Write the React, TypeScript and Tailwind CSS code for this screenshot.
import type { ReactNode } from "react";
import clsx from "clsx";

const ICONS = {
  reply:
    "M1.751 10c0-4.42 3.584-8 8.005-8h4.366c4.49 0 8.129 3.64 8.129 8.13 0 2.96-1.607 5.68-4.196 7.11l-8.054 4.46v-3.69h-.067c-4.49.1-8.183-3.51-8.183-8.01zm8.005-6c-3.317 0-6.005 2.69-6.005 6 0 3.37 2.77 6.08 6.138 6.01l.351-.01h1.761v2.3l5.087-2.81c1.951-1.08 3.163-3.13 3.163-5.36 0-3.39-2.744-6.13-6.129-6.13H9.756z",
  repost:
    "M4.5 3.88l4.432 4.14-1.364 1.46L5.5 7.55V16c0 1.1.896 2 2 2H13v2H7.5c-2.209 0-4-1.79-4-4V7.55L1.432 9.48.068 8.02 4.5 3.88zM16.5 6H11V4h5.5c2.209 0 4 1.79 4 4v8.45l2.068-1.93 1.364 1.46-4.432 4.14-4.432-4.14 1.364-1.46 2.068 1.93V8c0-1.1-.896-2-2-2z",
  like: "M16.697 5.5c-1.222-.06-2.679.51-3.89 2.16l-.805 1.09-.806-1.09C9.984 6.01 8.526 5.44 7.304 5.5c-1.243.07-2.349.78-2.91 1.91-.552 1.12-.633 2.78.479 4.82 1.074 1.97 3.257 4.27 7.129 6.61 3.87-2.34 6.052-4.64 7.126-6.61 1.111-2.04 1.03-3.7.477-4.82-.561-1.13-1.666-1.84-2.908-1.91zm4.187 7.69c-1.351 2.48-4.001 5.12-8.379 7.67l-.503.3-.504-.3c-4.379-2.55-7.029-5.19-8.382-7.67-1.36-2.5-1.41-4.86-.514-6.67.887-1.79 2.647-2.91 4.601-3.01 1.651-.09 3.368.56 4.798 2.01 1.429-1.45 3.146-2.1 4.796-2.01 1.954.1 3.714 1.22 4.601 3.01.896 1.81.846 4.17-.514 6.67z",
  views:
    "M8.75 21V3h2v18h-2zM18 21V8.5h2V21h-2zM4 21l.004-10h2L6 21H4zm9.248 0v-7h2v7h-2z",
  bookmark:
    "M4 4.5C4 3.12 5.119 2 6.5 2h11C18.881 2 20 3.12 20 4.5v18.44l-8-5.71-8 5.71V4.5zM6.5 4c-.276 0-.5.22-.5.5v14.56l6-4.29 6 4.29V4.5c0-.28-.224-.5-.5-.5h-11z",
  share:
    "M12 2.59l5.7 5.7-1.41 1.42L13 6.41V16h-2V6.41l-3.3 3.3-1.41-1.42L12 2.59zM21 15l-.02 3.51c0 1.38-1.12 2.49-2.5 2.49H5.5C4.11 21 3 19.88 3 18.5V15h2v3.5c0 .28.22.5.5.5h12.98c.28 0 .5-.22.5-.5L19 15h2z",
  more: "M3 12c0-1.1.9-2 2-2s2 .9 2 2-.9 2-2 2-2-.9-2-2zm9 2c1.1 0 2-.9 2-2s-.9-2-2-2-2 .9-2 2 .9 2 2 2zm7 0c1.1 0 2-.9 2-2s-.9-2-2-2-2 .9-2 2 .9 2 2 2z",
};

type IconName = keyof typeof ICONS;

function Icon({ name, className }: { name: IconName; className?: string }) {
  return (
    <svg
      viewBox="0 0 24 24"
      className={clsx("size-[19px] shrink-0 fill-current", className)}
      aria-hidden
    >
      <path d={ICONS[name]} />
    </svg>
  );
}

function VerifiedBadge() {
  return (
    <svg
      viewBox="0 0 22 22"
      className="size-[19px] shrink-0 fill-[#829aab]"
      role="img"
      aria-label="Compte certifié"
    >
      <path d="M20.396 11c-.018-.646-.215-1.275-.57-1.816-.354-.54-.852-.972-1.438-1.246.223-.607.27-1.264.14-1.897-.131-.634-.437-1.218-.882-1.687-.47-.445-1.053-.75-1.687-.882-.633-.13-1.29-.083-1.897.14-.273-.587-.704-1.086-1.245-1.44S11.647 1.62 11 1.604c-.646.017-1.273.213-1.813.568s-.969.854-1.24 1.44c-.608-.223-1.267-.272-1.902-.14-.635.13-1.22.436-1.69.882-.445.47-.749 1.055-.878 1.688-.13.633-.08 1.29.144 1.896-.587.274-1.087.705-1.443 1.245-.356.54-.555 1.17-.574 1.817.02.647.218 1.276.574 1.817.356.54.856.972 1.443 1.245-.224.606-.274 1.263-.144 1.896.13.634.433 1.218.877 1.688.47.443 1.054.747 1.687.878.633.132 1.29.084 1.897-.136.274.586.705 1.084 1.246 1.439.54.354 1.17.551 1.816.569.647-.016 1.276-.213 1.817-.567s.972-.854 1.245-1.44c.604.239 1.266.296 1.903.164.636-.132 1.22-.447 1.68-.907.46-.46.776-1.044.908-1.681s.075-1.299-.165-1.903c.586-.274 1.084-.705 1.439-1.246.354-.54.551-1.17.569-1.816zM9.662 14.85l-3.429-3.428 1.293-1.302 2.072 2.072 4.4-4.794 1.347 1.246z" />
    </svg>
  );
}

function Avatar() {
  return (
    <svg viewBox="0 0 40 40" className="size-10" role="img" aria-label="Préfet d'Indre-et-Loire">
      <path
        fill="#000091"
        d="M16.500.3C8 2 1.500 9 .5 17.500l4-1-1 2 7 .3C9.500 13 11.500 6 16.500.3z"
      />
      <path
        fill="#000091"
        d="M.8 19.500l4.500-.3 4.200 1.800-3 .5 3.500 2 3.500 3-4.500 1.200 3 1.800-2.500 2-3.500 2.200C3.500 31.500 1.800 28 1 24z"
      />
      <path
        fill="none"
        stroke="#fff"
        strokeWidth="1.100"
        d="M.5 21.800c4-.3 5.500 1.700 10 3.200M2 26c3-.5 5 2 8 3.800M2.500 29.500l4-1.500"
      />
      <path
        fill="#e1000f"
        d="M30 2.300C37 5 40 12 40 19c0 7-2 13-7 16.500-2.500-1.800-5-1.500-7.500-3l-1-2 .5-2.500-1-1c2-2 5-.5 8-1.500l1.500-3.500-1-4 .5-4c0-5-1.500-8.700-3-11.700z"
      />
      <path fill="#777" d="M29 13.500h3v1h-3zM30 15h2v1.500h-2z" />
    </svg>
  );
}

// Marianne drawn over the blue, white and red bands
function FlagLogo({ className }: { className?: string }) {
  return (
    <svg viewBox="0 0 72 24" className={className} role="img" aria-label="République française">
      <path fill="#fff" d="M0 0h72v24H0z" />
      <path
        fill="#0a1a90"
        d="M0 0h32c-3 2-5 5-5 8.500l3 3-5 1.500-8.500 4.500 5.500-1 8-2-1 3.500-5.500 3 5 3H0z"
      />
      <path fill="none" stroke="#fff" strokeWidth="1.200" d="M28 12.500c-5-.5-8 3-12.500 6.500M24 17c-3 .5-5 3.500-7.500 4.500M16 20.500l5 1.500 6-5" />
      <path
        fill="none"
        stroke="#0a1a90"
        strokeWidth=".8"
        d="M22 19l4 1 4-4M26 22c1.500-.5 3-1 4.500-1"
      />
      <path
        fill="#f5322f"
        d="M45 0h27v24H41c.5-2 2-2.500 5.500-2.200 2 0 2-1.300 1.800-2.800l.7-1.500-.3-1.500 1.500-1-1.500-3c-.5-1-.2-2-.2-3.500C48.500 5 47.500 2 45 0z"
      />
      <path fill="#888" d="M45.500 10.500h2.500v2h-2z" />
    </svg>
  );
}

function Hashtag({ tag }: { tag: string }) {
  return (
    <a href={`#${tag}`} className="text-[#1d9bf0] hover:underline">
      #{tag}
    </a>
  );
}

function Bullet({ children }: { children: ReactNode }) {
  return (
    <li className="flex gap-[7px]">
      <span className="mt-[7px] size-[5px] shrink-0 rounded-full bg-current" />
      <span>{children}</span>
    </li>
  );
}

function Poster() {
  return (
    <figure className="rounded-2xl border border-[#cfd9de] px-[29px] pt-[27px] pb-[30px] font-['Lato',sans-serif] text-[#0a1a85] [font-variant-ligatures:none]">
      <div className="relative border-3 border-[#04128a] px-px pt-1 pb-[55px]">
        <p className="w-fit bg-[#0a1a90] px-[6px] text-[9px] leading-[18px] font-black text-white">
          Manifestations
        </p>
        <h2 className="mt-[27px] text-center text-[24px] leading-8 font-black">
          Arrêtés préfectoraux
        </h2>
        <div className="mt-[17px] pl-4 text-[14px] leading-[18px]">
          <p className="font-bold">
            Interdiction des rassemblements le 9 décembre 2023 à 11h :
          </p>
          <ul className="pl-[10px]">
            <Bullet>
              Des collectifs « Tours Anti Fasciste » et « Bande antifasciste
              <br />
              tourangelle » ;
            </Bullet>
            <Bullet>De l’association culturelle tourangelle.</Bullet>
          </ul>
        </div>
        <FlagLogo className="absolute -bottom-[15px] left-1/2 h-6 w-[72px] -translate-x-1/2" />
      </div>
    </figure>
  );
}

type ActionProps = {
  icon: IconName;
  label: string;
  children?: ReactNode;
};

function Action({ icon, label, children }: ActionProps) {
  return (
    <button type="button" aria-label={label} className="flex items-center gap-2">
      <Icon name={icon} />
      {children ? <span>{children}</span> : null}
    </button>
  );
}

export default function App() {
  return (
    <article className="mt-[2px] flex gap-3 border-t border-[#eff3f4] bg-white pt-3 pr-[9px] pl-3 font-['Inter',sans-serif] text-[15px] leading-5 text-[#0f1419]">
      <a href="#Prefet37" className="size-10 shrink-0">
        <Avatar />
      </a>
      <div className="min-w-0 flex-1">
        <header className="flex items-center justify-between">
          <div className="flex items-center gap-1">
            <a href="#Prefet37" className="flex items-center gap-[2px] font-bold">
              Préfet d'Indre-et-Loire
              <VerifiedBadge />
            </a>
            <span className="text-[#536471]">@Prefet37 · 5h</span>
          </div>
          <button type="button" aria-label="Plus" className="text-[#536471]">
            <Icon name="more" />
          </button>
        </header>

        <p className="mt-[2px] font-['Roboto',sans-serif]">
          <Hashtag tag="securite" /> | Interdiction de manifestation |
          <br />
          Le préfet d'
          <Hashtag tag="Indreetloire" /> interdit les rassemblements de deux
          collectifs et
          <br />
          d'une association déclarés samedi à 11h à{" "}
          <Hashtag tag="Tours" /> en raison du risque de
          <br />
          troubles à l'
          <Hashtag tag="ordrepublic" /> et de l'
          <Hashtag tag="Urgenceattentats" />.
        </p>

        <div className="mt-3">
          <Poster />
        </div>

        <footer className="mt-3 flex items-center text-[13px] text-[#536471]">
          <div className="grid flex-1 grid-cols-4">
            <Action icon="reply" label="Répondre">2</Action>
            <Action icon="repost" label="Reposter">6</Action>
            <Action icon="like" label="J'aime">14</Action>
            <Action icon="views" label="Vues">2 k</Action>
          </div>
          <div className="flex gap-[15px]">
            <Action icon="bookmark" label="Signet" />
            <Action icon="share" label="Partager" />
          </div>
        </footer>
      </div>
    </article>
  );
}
= = =
◆ **Exercise directions**
In the listing above, please print only the lines from the first one to the line where "import clsx from" appears, exactly as written, both of those lines included.

◆ **Task answer**
Write the React, TypeScript and Tailwind CSS code for this screenshot.
import type { ReactNode } from "react";
import clsx from "clsx";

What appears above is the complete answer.